You notice she’s not quite embracing you as you advance to undressing her. She’s not saying no either and overall she’s not pushing you away. It looks more like hesitation, but you can’t be sure. Even though it’s 1 am and even though you’re both laying in the dark together in your bed, you’re not feeling your passion returned. Instead of advancing the situation, you ask her what she wants and you let her know what you want. You decide that unless she shares what’s on her mind, you should just keep things where they are without advancing to intercourse.
Consent should never be ambiguous. You should always know with certainty.
Yes, teasing can leave you frustrated and horny. Some people will lead you on and never deliver. That’s their perogative. At no point does teasing and leading entitle you to sex. Never.
On the upside, teasing can be exciting, even if she never sleeps with you. The key is for you to accept that sex is highly unlikely, and then move on.
Consent in Hook-up Culture
Consent is complicated. There’s no 10-step program to achieving consent from your partner. I think when we look at it as a means to an end, nothing good or fulfilling can come of it. In some cases, it can be devastating. Even when hooking-up for a single evening, it doesn’t require disrespecting your partner. People can be sexual creatures, they can want sex without wanting anything else from you. Plenty of people have learned how to have sexual relationships without betraying trust or disrespecting their partners.
Consent is intuitive when you think of your partner as a human being and respect their autonomy. Objectification makes it difficult to see each other that way. In our culture we look for exterior details to turn us on, so maybe a typical guy is only looking for women wearing clothing that grabs his sexual interest. When he approaches her, he’s less likely to care what she says unless her words are “let’s have sex”. He looks at her clothing as an advertisment of availability. We’ve all heard the horror stories that result from this mindset.
At the same time, men and women are allowed to dress sexually provocative, are allowed to send messages with their clothing.

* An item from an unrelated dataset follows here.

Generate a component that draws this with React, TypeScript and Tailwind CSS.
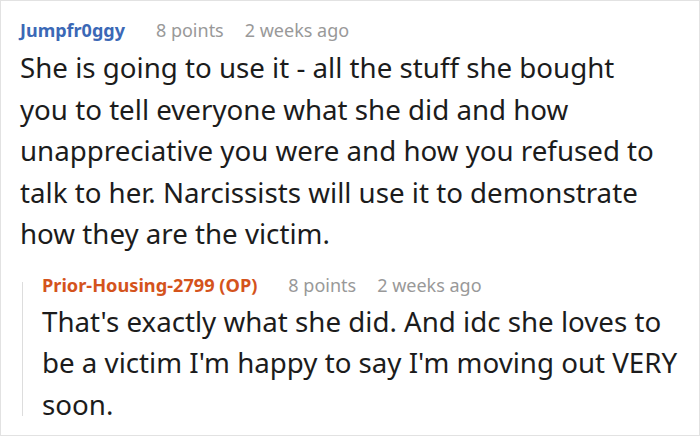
import React from 'react'

type MetaProps = { name: string; nameClass: string; points: string; time: string }

function Meta({ name, nameClass, points, time }: MetaProps) {
  return (
    <div className="flex items-center h-6 text-[18px] leading-6">
      <span className={nameClass}>{name}</span>
      <span className="ml-[31px] text-[#999999]">{points}</span>
      <span className="ml-[21px] text-[#999999]">{time}</span>
    </div>
  )
}

export default function App() {
  return (
    <div className="w-[700px] h-[436px] border border-[#e2e2e2] bg-white overflow-hidden font-['Noto_Sans','Open_Sans',sans-serif]">
      {/* top-level comment */}
      <div className="pl-[19px] pt-[17px]">
        <Meta name="Jumpfr0ggy" nameClass="font-bold text-[#3b68b6]" points="8 points" time="2 weeks ago" />
        <p className="mt-[5px] w-[645px] text-[27.7px] leading-[41.5px] text-[#1c1c1c]">
          She is going to use it - all the stuff she bought you to tell everyone what she did and how
          unappreciative you were and how you refused to talk to her. Narcissists will use it to
          demonstrate how they are the victim.
        </p>
      </div>

      {/* reply */}
      <div className="flex ml-[21px] mt-[18px]">
        <div className="w-px bg-[#dddddd] my-[9px]" />
        <div className="pl-[19px] w-[660px]">
          <Meta name="Prior-Housing-2799 (OP)" nameClass="font-bold text-[18.2px] text-[#d4531c]" points="8 points" time="2 weeks ago" />
          <p className="mt-[4px] text-[27.7px] leading-[41.5px] text-[#1c1c1c]">
            That's exactly what she did. And idc she loves to be a victim I'm happy to say I'm moving
            out VERY soon.
          </p>
        </div>
      </div>
    </div>
  )
}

The problem is that we look for clothing to do all the talking, to do all the messaging. We forget there’s a human in there and that we should talk to them first. There’s nothing wrong with liking what she’s wearing – but you should respect her all the same. She’s not her clothes.
People hook-up all the time, so it’s not like people can’t pursue sex without a permanent relationship. But even temporary relationships require trust. Any kind of relationship requires trust (and there are many layers of trust, which I won’t get into here).
In the end, we’re dealing with people and we shouldn’t forget that.We have to treat consent with the same high regard that we treat our desires for sex. I think so much of the ambiguity of figuring out consent is the implicit assumption that we’re not dealing with a person who can talk to us and explain their sexual wants to us. If you’re not sure, it’s as simple as asking and starting a conversation about what you both want, need and like.